First of all, I received a box in the mail from my publisher and when I opened it, I saw six copies of this book inside.
I couldn’t figure out why they had sent me a book written in Chinese until I looked a little closer and realized it’s the Chinese translation of Sparkly Green Earrings. Apparently, Caroline is a red head in China and I would kill for whatever is going on with my hair in that drawing because it’s never looked better. Maybe my Chinese self gets regular keratin treatments.
But in all seriousness, it kind of blows my mind a little bit to see words I’ve written being translated into Chinese and I can only hope the good people of China appreciate all of my Sanford & Son references, which HOW COULD THEY NOT? Some things speak the universal language of love.
After I’d gone through the rest of the mail, I went outside to water the grass in our backyard. I believe I’ve mentioned that we are in the midst of a backyard project and, as part of that project, P laid new grass in our yard about two weeks ago. We had lived with what was basically a yard full of dirt (and mud when it rained which were the days that nearly sent me to a home) since we brought Piper and Mabel home almost eighteen months ago. It should come as no surprise that those two dumb dumbs had no regard for our landscaping and proceeded to turn it into a dog version of a fraternity house except with various chewed up remnants of things instead of empty beer cans.
And I told P at the end of August that the weather forecasters were calling for a wet, cold winter due to El Nino (that translates to “the nino” for those of you who don’t speak Spanish) and if he cared about my sanity then he would make sure we had grass in our backyard.
So it appears that he does value my sanity or at least my roast-cooking skills because he installed the grass about two weeks ago and, in the time since then, we have tended to that grass with more care and tenderness than Pa showed when growing the crops that ensured the Ingalls’ family’s survival in Little House On the Prairie.
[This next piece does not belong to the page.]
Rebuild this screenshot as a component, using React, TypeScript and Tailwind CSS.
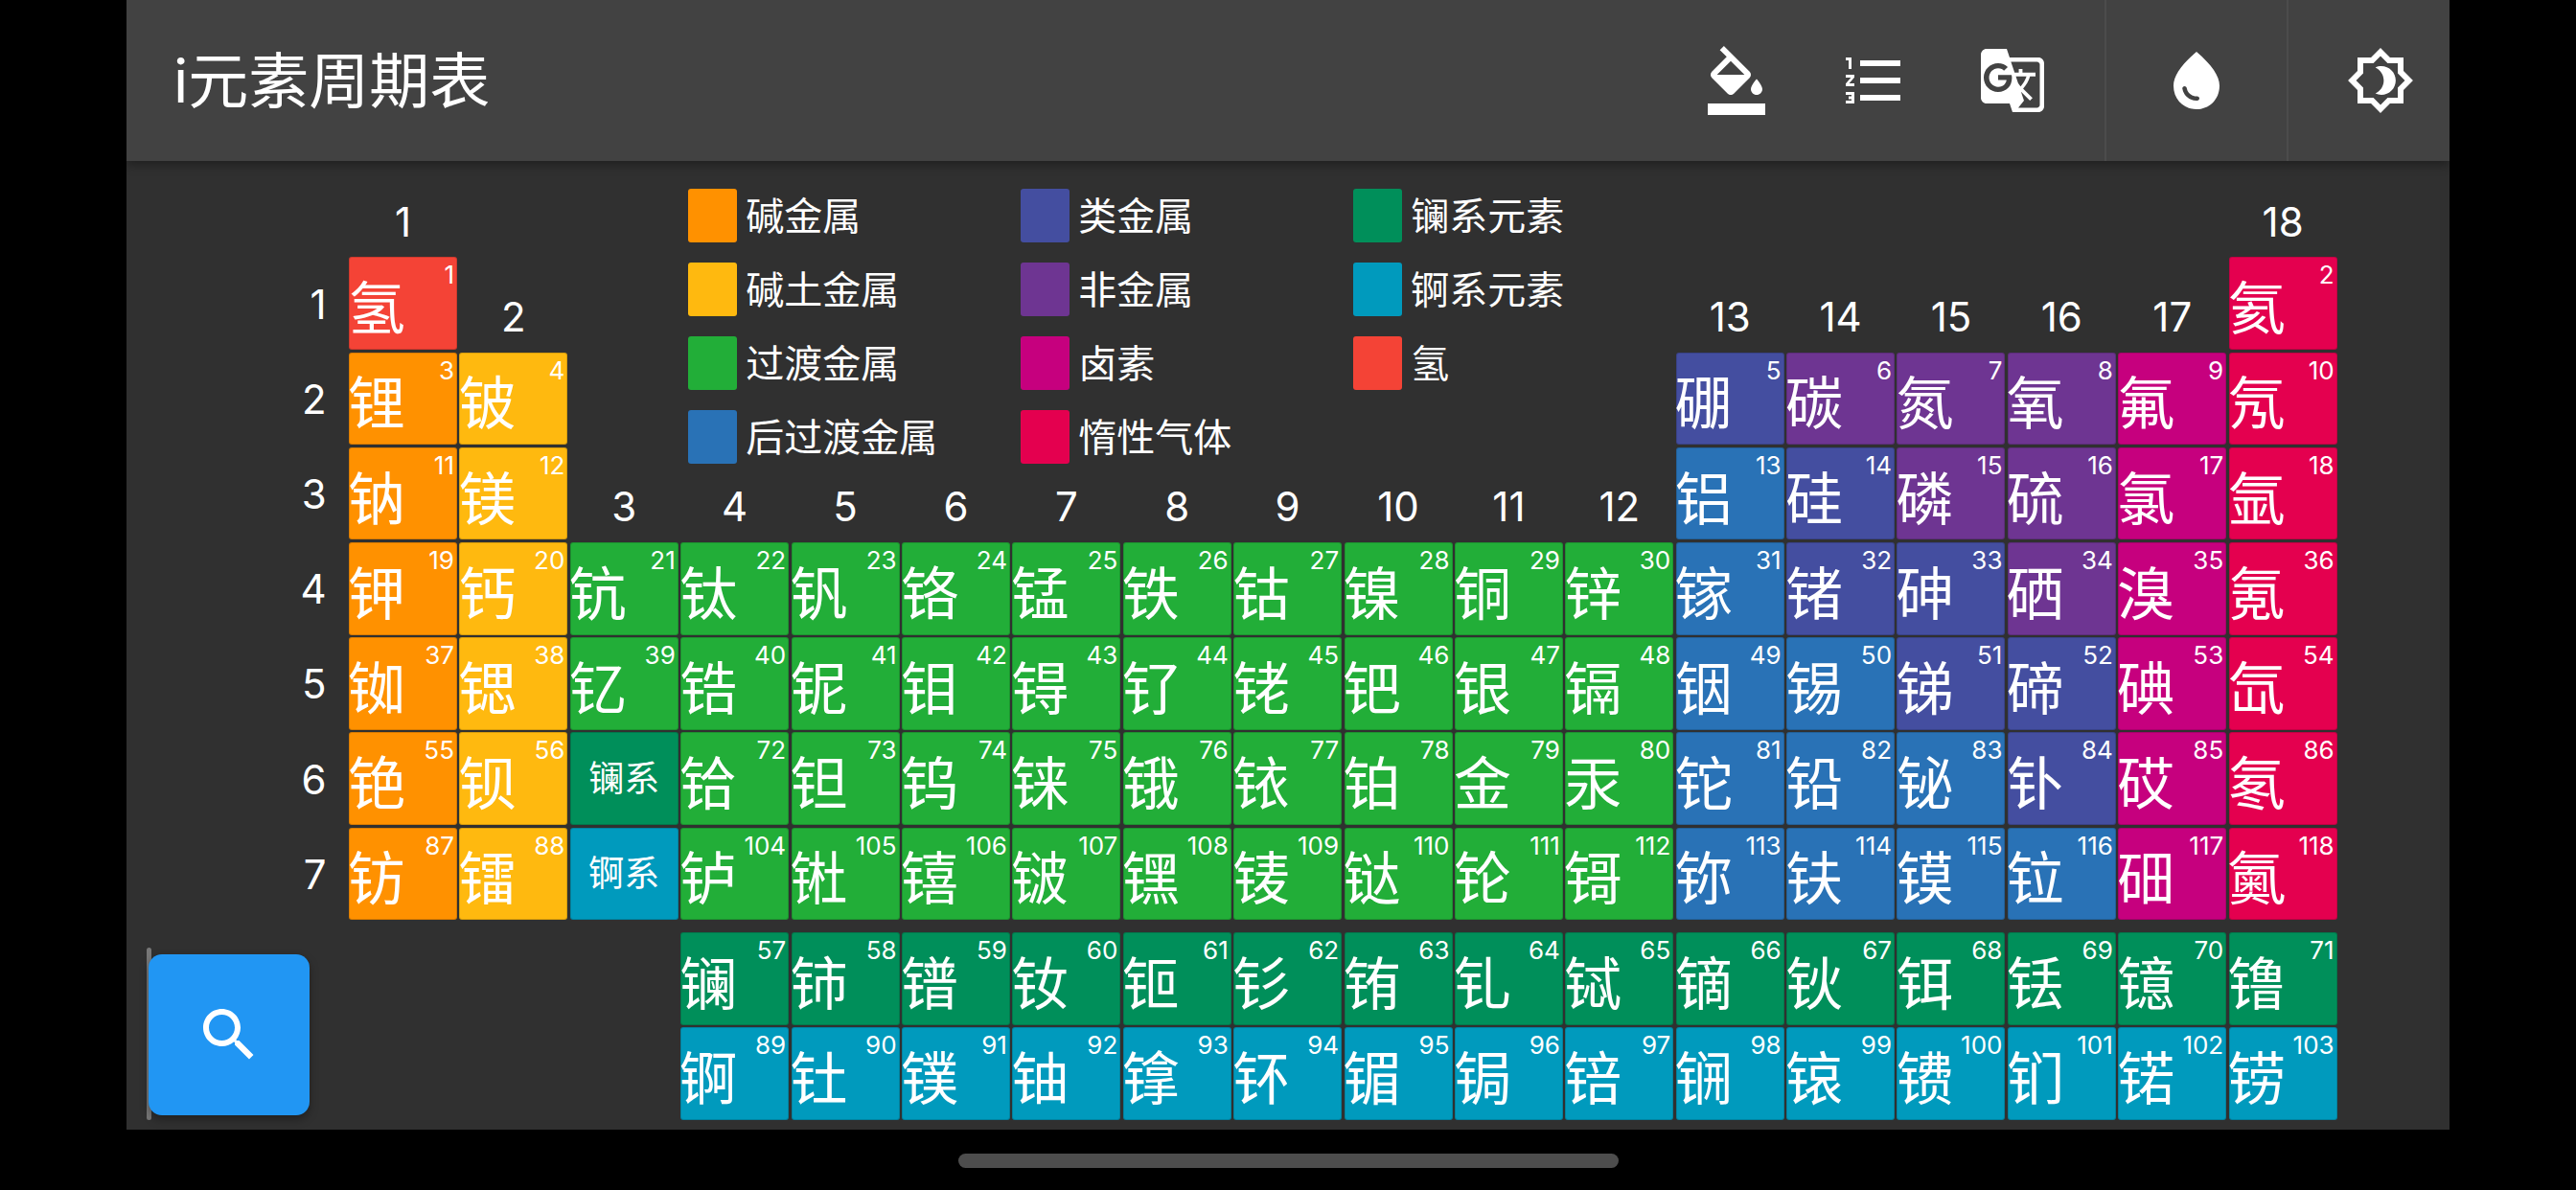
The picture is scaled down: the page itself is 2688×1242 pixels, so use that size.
import { ReactNode } from 'react';

const FONT = "font-['Inter','Noto_Sans_CJK_SC',sans-serif]";

const colors: Record<string, string> = {
  alkali: 'bg-[#ff9100]',
  earth: 'bg-[#ffb90f]',
  transition: 'bg-[#22ae38]',
  post: 'bg-[#2972b6]',
  metalloid: 'bg-[#444ea0]',
  nonmetal: 'bg-[#6e3592]',
  halogen: 'bg-[#c6007e]',
  noble: 'bg-[#e4004f]',
  lanthanide: 'bg-[#008f5a]',
  actinide: 'bg-[#009abd]',
  hydrogen: 'bg-[#f44336]',
};

const legend: [string, string][] = [
  ['alkali', '碱金属'],
  ['earth', '碱土金属'],
  ['transition', '过渡金属'],
  ['post', '后过渡金属'],
  ['metalloid', '类金属'],
  ['nonmetal', '非金属'],
  ['halogen', '卤素'],
  ['noble', '惰性气体'],
  ['lanthanide', '镧系元素'],
  ['actinide', '锕系元素'],
  ['hydrogen', '氢'],
];

type El = { n: number; s: string; c: string; col: number; row: number };

// col is 1-18, row is the grid row (period + 1), the f-block sits in rows 10 and 11
const elements: El[] = [];

function addRow(row: number, startCol: number, startNum: number, chars: string, kinds: string[]) {
  Array.from(chars).forEach((s, i) => {
    elements.push({ n: startNum + i, s, c: kinds[i] ?? kinds[kinds.length - 1], col: startCol + i, row });
  });
}

const tm = 'transition';
addRow(2, 1, 1, '氢', ['hydrogen']);
addRow(2, 18, 2, '氦', ['noble']);
addRow(3, 1, 3, '锂铍', ['alkali', 'earth']);
addRow(3, 13, 5, '硼碳氮氧氟氖', ['metalloid', 'nonmetal', 'nonmetal', 'nonmetal', 'halogen', 'noble']);
addRow(4, 1, 11, '钠镁', ['alkali', 'earth']);
addRow(4, 13, 13, '铝硅磷硫氯氩', ['post', 'metalloid', 'nonmetal', 'nonmetal', 'halogen', 'noble']);
addRow(5, 1, 19, '钾钙钪钛钒铬锰铁钴镍铜锌镓锗砷硒溴氪', [
  'alkali', 'earth', tm, tm, tm, tm, tm, tm, tm, tm, tm, tm, 'post', 'metalloid', 'metalloid', 'nonmetal', 'halogen', 'noble',
]);
addRow(6, 1, 37, '铷锶钇锆铌钼锝钌铑钯银镉铟锡锑碲碘氙', [
  'alkali', 'earth', tm, tm, tm, tm, tm, tm, tm, tm, tm, tm, 'post', 'post', 'metalloid', 'metalloid', 'halogen', 'noble',
]);
addRow(7, 1, 55, '铯钡', ['alkali', 'earth']);
addRow(7, 4, 72, '铪钽钨铼锇铱铂金汞铊铅铋钋砹氡', [
  tm, tm, tm, tm, tm, tm, tm, tm, tm, 'post', 'post', 'post', 'metalloid', 'halogen', 'noble',
]);
addRow(8, 1, 87, '钫镭', ['alkali', 'earth']);
addRow(8, 4, 104, '𬬻𬭊𬭳𬭛𬭶鿏𫟼𬬭鿔鿭𫓧镆𫟷鿬鿫', [
  tm, tm, tm, tm, tm, tm, tm, tm, tm, 'post', 'post', 'post', 'post', 'halogen', 'noble',
]);
addRow(10, 4, 57, '镧铈镨钕钷钐铕钆铽镝钬铒铥镱镥', ['lanthanide']);
addRow(11, 4, 89, '锕钍镤铀镎钚镅锔锫锎锿镄钔锘铹', ['actinide']);

const groups = [
  { g: 1, col: 1, row: 1 },
  { g: 2, col: 2, row: 2 },
  ...[3, 4, 5, 6, 7, 8, 9, 10, 11, 12].map((g) => ({ g, col: g, row: 4 })),
  ...[13, 14, 15, 16, 17].map((g) => ({ g, col: g, row: 2 })),
  { g: 18, col: 18, row: 1 },
];

function Icon({ d }: { d: string }) {
  return (
    <svg viewBox="0 0 24 24" className="w-[72px] h-[72px] fill-white">
      <path d={d} />
    </svg>
  );
}

function Cell({ style, c, children }: { style: React.CSSProperties; c: string; children: ReactNode }) {
  return (
    <div style={style} className={`relative flex items-center rounded-[3px] border border-black/15 ${colors[c]}`}>
      {children}
    </div>
  );
}

export default function App() {
  return (
    <div className={`w-[2688px] h-[1242px] bg-black flex flex-col px-[132px] text-white overflow-hidden ${FONT}`}>
      <header className="relative z-10 h-[168px] shrink-0 bg-[#424242] flex items-center shadow-[0_4px_10px_rgba(0,0,0,0.35)]">
        <h1 className="pl-[49px] text-[63px] leading-none font-normal">i元素周期表</h1>
        <div className="ml-auto h-full flex items-center">
          <button className="w-[144px] flex justify-center">
            <Icon d="M16.56 8.94L7.62 0 6.21 1.41l2.38 2.38-5.15 5.15c-.59.59-.59 1.54 0 2.12l5.5 5.5c.29.29.68.44 1.06.44s.77-.15 1.06-.44l5.5-5.5c.59-.58.59-1.53 0-2.12zM5.21 10L10 5.21 14.79 10H5.21zM19 11.5s-2 2.17-2 3.5c0 1.1.9 2 2 2s2-.9 2-2c0-1.33-2-3.5-2-3.5zM2 20h20v4H2v-4z" />
          </button>
          <button className="w-[144px] flex justify-center">
            <Icon d="M2 17h2v.5H3v1h1v.5H2v1h3v-4H2v1zm1-9h1V4H2v1h1v3zm-1 3h1.8L2 13.1v.9h3v-1H3.2L5 10.9V10H2v1zm5-6v2h14V5H7zm0 14h14v-2H7v2zm0-6h14v-2H7v2z" />
          </button>
          <button className="w-[144px] mr-[24px] flex justify-center">
            <Icon d="M21 4H11l-1-3H3c-1.1 0-2 .9-2 2v15c0 1.1.9 2 2 2h8l1 3h9c1.1 0 2-.9 2-2V6c0-1.1-.9-2-2-2zM7 16c-2.76 0-5-2.24-5-5s2.24-5 5-5c1.35 0 2.48.5 3.35 1.3L9.03 8.57c-.38-.36-1.04-.78-2.03-.78-1.74 0-3.15 1.44-3.15 3.21S5.26 14.21 7 14.21c2.01 0 2.84-1.44 2.92-2.41H7v-1.71h4.68c.07.31.12.61.12 1.02C11.8 13.97 9.89 16 7 16zm6.17-5.42h3.7c-.43 1.25-1.11 2.43-2.05 3.47-.31-.35-.6-.72-.86-1.1l-.79-2.37zm8.33 9.92c0 .55-.45 1-1 1H14l2-2.5-1.04-3.1 3.1 3.1.92-.92-3.3-3.25.02-.02c1.13-1.25 1.93-2.69 2.4-4.22H20v-1.3h-4.53V8h-1.29v1.29h-1.44L11.46 5.5h9.04c.55 0 1 .45 1 1v14z" />
          </button>
          <button className="w-[192px] h-full flex items-center justify-center border-x-2 border-[#4c4c4c]">
            <Icon d="M12 2c-5.33 4.55-8 8.48-8 11.8 0 4.98 3.8 8.2 8 8.2s8-3.22 8-8.2C20 10.48 17.33 6.55 12 2zM7.83 14c.37 0 .67.26.74.62.41 2.22 2.28 2.98 3.64 2.87.43-.02.79.32.79.75 0 .4-.32.73-.72.75-2.13.13-4.62-1.09-5.19-4.12-.08-.45.28-.87.74-.87z" />
          </button>
          <button className="w-[168px] pl-[60px] flex">
            <Icon d="M20 8.69V4h-4.69L12 .69 8.69 4H4v4.69L.69 12 4 15.31V20h4.69L12 23.31 15.31 20H20v-4.69L23.31 12 20 8.69zm-2 5.79V18h-3.52L12 20.48 9.52 18H6v-3.52L3.52 12 6 9.52V6h3.52L12 3.52 14.48 6H18v3.52L20.48 12 18 14.48zM12.29 7c-.74 0-1.45.17-2.08.46 1.72.79 2.92 2.53 2.92 4.54s-1.2 3.75-2.92 4.54c.63.29 1.34.46 2.08.46 2.76 0 5-2.24 5-5s-2.24-5-5-5z" />
          </button>
        </div>
      </header>

      <main className="relative h-[1011px] shrink-0 bg-[#303030] pl-[116.6px]">
        <div className="grid grid-cols-[repeat(19,113px)] grid-rows-[repeat(8,96.6px)_8px_repeat(2,96.6px)] gap-x-[2.4px] gap-y-[2.6px] pt-[1.2px]">
          {[1, 2, 3, 4, 5, 6, 7].map((p) => (
            <div
              key={p}
              style={{ gridColumn: 1, gridRow: p + 1 }}
              className="flex items-center justify-end pr-[21px] pt-[2px] text-[42px] leading-none"
            >
              {p}
            </div>
          ))}

          {groups.map(({ g, col, row }) => (
            <div
              key={g}
              style={{ gridColumn: col + 1, gridRow: row }}
              className="flex items-end justify-center pb-[13px] text-[42px] leading-none"
            >
              {g}
            </div>
          ))}

          <div
            style={{ gridColumn: '5 / 15', gridRow: '1 / 5' }}
            className="pl-[8px] pt-[28px] grid grid-flow-col grid-cols-[repeat(3,347px)] grid-rows-[repeat(4,56px)] gap-y-[21px]"
          >
            {legend.map(([c, label]) => (
              <div key={c} className="flex items-center gap-[9px]">
                <span className={`w-[51px] h-[56px] rounded-[3px] ${colors[c]}`} />
                <span className="pt-[2px] text-[40px] leading-none">{label}</span>
              </div>
            ))}
          </div>

          {elements.map((e) => (
            <Cell key={e.n} c={e.c} style={{ gridColumn: e.col + 1, gridRow: e.row }}>
              <span className="absolute top-[5px] right-[2px] text-[26px] leading-none">{e.n}</span>
              <span className="-ml-[2px] pt-[11px] text-[60px] leading-none">{e.s}</span>
            </Cell>
          ))}

          <Cell c="lanthanide" style={{ gridColumn: 4, gridRow: 7 }}>
            <span className="w-full text-center text-[37px] leading-none">镧系</span>
          </Cell>
          <Cell c="actinide" style={{ gridColumn: 4, gridRow: 8 }}>
            <span className="w-full text-center text-[37px] leading-none">锕系</span>
          </Cell>
        </div>

        {/* floating search button with its grey drag handle */}
        <div className="absolute left-[21px] top-[821px] w-[5px] h-[180px] rounded-full bg-[#777777]" />
        <button className="absolute left-[23px] top-[828px] w-[168px] h-[168px] rounded-[14px] bg-[#2196f3] shadow-[0_4px_10px_rgba(0,0,0,0.35)] flex items-center justify-center">
          <Icon d="M15.5 14h-.79l-.28-.27C15.41 12.59 16 11.11 16 9.5 16 5.91 13.09 3 9.5 3S3 5.91 3 9.5 5.91 16 9.5 16c1.61 0 3.09-.59 4.23-1.57l.27.28v.79l5 4.99L20.49 19l-4.99-5zm-6 0C7.01 14 5 11.99 5 9.5S7.01 5 9.5 5 14 7.01 14 9.5 11.99 14 9.5 14z" />
        </button>
      </main>

      <div className="flex-1 flex items-center justify-center pt-[1px]">
        <div className="w-[689px] h-[15px] rounded-full bg-[#4d4d4d]" />
      </div>
    </div>
  );
}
P has fertilized it, watered it, kept Piper and Mabel off it and done everything short of conducting a prayer service for it and I’m not sure we won’t get to that point.
But yesterday he was on a job site and the high temperature here was about 98 degrees (I CANNOT SPEAK OF THIS EXCEPT TO SAY WHY, GOD? WHY?) and so he called me and asked if I’d mind watering down the yard for him. And so I got out there with the hose and spent the next thirty minutes meticulously spraying down the yard like a woman who knows her very sanity hangs in the balance of that grass’s survival.
Meanwhile, Piper took this opportunity to cool off in the hose’s spray and maybe even occasionally actually drank some water.
Of course Mabel was having no part in such foolishness and wrote a haiku about it later.
Drinking from the hose
What are we? Just animals?
Have some dignity
After the yard was sufficiently watered, I checked the mail and saw that the denim dress I ordered from Gap had arrived. Do you remember the one I featured last week on Fashion Friday and said there was no telling how it might actually work out because Gap seems to find a way to screw up a perfectly good idea? Well, I’m sad to report that I am a fashion prophet because this dress. It caused me to write a letter to Gap in my head and I haven’t done that in a long time.
Dear Gap,
There was a time period from 1990-1994 when I believed no store could compare to you when it came to products made of denim. I had a Gap denim vest, a Gap denim jacket, and several pairs of Gap jeans. (I also had many pairs of your plaid knee-length walking shorts with front pleats but that’s a cautionary tale for another day.) Then came a dark day in 2003 when I ordered a pair of your maternity jeans and you sent me a pair of jeans made of such a hideous wash and texture of denim that I still remember it to this very day. It was a denim that was such a faded, sad shade of baby blue that it seemed only appropriate that the waistband of those jeans hit somewhere right below my underarms as if to announce to the world that my best days were over and life would henceforth consist of nothing but driving kids to soccer practice and packing lunches. As it turns out, this was true but I didn’t need your jeans to mock me for it.
Honestly, I thought that day was the darkest denim day I’d ever experience at your hands until I received this denim dress in the mail yesterday. I don’t even understand what is happening but it’s somewhere between chambray and ashes and sackcloth. Do better, Gap. Some of us still want you to succeed to the point that we just can’t quit you in spite of the fact that you insist on putting pockets that fall directly in the area of our hips. This is a region that no woman in the history of the world has ever wished looked larger. It’s why Eve put a fig leaf in front to cover herself and not on the sides.
I’d like to say it’s not you, it’s me. But that’s not true. It’s you.
With love and regrets,
Melanie
After I finished writing my imaginary letter to Gap in my head and folding up the denim dress in my return pile, I sat down to watch a CNN special I’d recorded a week or so ago but haven’t had a chance to watch. Have you watched Being Thirteen: Inside the Secret World of Teens? I haven’t been so afraid of something since I watched Pet Sematary my senior year of high school.
As I sat and listened to what these kids do and say on social media it was enough to make me want to throw all our phones in the garbage along with every computer in this house. Perhaps we could just go back to simpler times. Maybe send telegrams back and forth, move to the middle of nowhere and I could wear a hideous denim dress with pockets on the hips as I tend crops that will provide food for our family, as opposed to grass, just like we’re the Ingalls family.
I’m just kidding.
I’d draw the line on that hideous denim dress.